His visit to Riyadh in December to discuss the US embassy decision was fraught with tensions, leading to the Saudi authorities detaining a Jordanian-Palestinian businessman, Sabih al Masri, who heads the Arab Bank, Jordan’s leading financial firm. Relations soured further after Abdullah attended an Organisation of Islamic Cooperation meeting where the Jerusalem embassy issue was discussed, prompting Saudi Arabia to withhold a further $250 million in promised aid. Abdullah compounded his crime by shaking hands with Iranian President Hassan Rouhani during the Organisation of Islamic Cooperation summit in Istanbul two weeks ago.
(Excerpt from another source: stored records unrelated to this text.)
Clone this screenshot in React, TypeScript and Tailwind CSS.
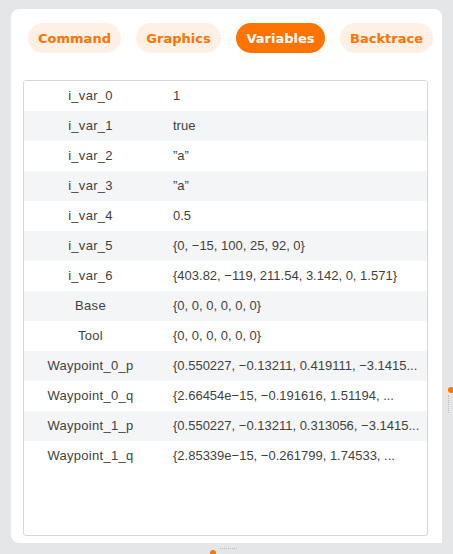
import React from 'react'

const tabs = [
  { label: 'Command', w: 'w-[93px]' },
  { label: 'Graphics', w: 'w-[85px]' },
  { label: 'Variables', w: 'w-[89px]', active: true },
  { label: 'Backtrace', w: 'w-[93px]' },
]

const rows: [string, string][] = [
  ['i_var_0', '1'],
  ['i_var_1', 'true'],
  ['i_var_2', '\u201da\u201d'],
  ['i_var_3', '\u201da\u201d'],
  ['i_var_4', '0.5'],
  ['i_var_5', '{0, \u221215, 100, 25, 92, 0}'],
  ['i_var_6', '{403.82, \u2212119, 211.54, 3.142, 0, 1.571}'],
  ['Base', '{0, 0, 0, 0, 0, 0}'],
  ['Tool', '{0, 0, 0, 0, 0, 0}'],
  ['Waypoint_0_p', '{0.550227, \u22120.13211, 0.419111, \u22123.1415...'],
  ['Waypoint_0_q', '{2.66454e\u221215, \u22120.191616, 1.51194, ...'],
  ['Waypoint_1_p', '{0.550227, \u22120.13211, 0.313056, \u22123.1415...'],
  ['Waypoint_1_q', '{2.85339e\u221215, \u22120.261799, 1.74533, ...'],
]

export default function App() {
  return (
    <div className="relative w-[453px] h-[554px] bg-[#e5e6e8] overflow-hidden pt-[9px] pl-[11px]">
      <div className="w-[431px] h-[534px] bg-white rounded-t-[8px] rounded-bl-[8px] pt-[14px] pl-[12px] flex flex-col">
        {/* Tabs */}
        <div className="flex gap-[15px] pl-[5px] h-[30px] shrink-0">
          {tabs.map((t) => (
            <div
              key={t.label}
              className={`${t.w} h-[30px] pt-[1px] rounded-full flex items-center justify-center text-[13px] font-bold font-['DejaVu_Sans',sans-serif] ${
                t.active ? 'bg-[#ff7300] text-white' : 'bg-[#fff0e5] text-[#ff7300]'
              }`}
            >
              {t.label}
            </div>
          ))}
        </div>

        {/* Variables table */}
        <div className="mt-[27px] w-[405px] h-[456px] border border-[#d6d6d6] rounded-[3px] overflow-hidden font-['Liberation_Sans',Arial,sans-serif] text-[13px] text-[#3f3f3f]">
          {rows.map(([name, value], i) => (
            <div key={name} className={`flex h-[30px] items-center ${i % 2 === 1 ? 'bg-[#f4f5f7]' : 'bg-white'}`}>
              <div className="w-[133px] shrink-0 text-center tracking-[0.3px]">{name}</div>
              <div className="flex-1 min-w-0 pl-[16px] pr-[4px] whitespace-nowrap">{value}</div>
            </div>
          ))}
        </div>
      </div>

      {/* Resize handles */}
      <div className="absolute left-[448px] top-[387px] w-[6px] h-[6px] rounded-full bg-[#ff7300]" />
      <div className="absolute left-[448px] top-[395px] h-[18px] border-l border-dotted border-[#bdbdbd]" />
      <div className="absolute left-[220px] top-[548px] w-[17px] border-t border-dotted border-[#bdbdbd]" />
      <div className="absolute left-[210px] top-[550px] w-[6px] h-[6px] rounded-full bg-[#ff7300]" />
    </div>
  )
}
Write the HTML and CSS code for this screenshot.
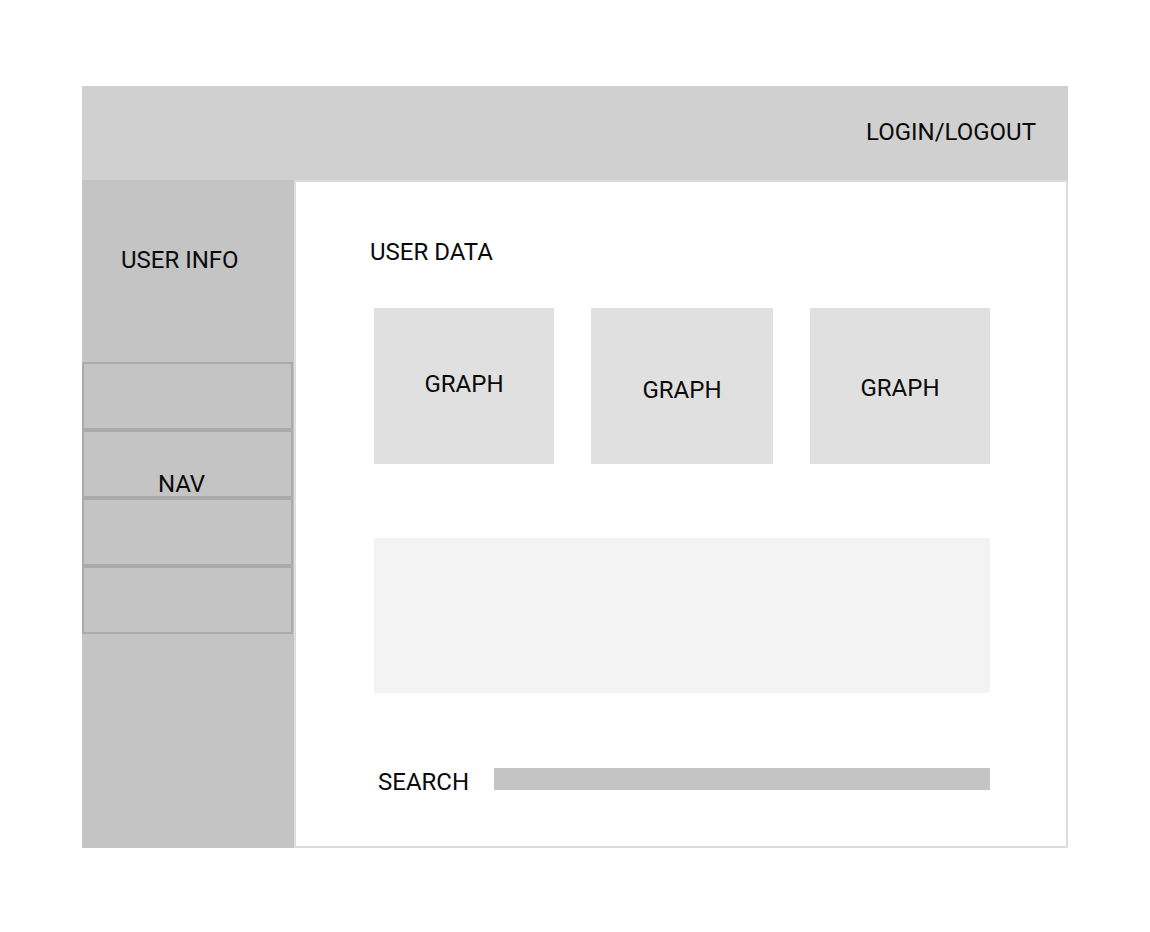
FILE: index.html
```html
<!DOCTYPE html>
<html lang="en">
<head>
    <meta charset="UTF-8" />
    <meta name="viewport" content="width=device-width, initial-scale=1.0"/>
    <title>Dashboard Wireframe</title>
    <link rel="stylesheet" href="styles.css">
</head>
<body>
<div class="frame">
    <header class="topbar">
        <span class="login">LOGIN/LOGOUT</span>
    </header>

    <div class="layout">
        <aside class="sidebar">
            <div class="user-info">USER INFO</div>
            <nav class="nav">
                <div class="nav-item"></div>
                <div class="nav-item nav-label">NAV</div>
                <div class="nav-item"></div>
                <div class="nav-item"></div>
            </nav>
        </aside>

        <main class="content">
            <h2 class="title">USER DATA</h2>

            <div class="graphs">
                <div class="graph graph-1">GRAPH</div>
                <div class="graph graph-2">GRAPH</div>
                <div class="graph graph-3">GRAPH</div>
            </div>

            <div class="panel"></div>

            <div class="search">
                <span class="search-label">SEARCH</span>
                <div class="search-bar"></div>
            </div>
        </main>
    </div>
</div>
</body>
</html>
```

FILE: styles.css
```css
body {
    margin: 0;
    padding: 0;
    font-family: Roboto, 'Liberation Sans', sans-serif;
    font-size: 24px;
    line-height: 28px;
    color: #0a0a0a;
    background-color: white;
}

.frame {
    margin: 86px 0 0 82px;
    width: 986px;
}

.topbar {
    height: 94px;
    background-color: #d0d0d0;
    display: flex;
    align-items: center;
    justify-content: flex-end;
    padding: 0 32px 3px 0;
    box-sizing: border-box;
}

.layout {
    display: flex;
    height: 668px;
}

.sidebar {
    width: 212px;
    background-color: #c4c4c4;
}

.user-info {
    height: 182px;
    padding: 66px 0 0 39px;
    box-sizing: border-box;
}

.nav-item {
    width: 211px;
    height: 68px;
    border: 2px solid #aaaaaa;
    box-sizing: border-box;
}

.nav-label {
    text-align: center;
    padding: 38px 12px 0 0;
}

.content {
    flex: 1;
    background-color: white;
    border: 2px solid #dcdcdc;
    padding: 56px 76px 0 78px;
}

.title {
    margin: 0 0 42px -4px;
    font-size: 24px;
    font-weight: normal;
    line-height: 28px;
}

.graphs {
    display: grid;
    grid-template-columns: 180px 182px 180px;
    justify-content: space-between;
}

.graph {
    height: 156px;
    background-color: #e0e0e0;
    text-align: center;
    box-sizing: border-box;
}

.graph-1 {
    padding-top: 62px;
}

.graph-2 {
    padding-top: 68px;
}

.graph-3 {
    padding-top: 66px;
}

.panel {
    margin-top: 74px;
    height: 155px;
    background-color: #f3f3f3;
}

.search {
    margin-top: 75px;
    display: flex;
    align-items: flex-start;
}

.search-label {
    width: 120px;
    padding-left: 4px;
    box-sizing: border-box;
}

.search-bar {
    flex: 1;
    height: 22px;
    background-color: #c4c4c4;
}
```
In January, Abdullah reorganised the army, “retiring” three close relatives, including his brothers, from senior positions, amid rumours of a Saudi plot to unseat Abdullah— like the attempt to fashion a more pliant government in Lebanon via Saad Hariri’s forced resignation.
This is prompting speculation that to secure the kingdom’s survival Jordan may normalise relations with Syria, entertain closer relations with Tehran, ally itself with Qatar against Saudi Arabia’s embargo, refuse to accept Jerusalem as Israel’s capital and secure new patrons, such as Turkey.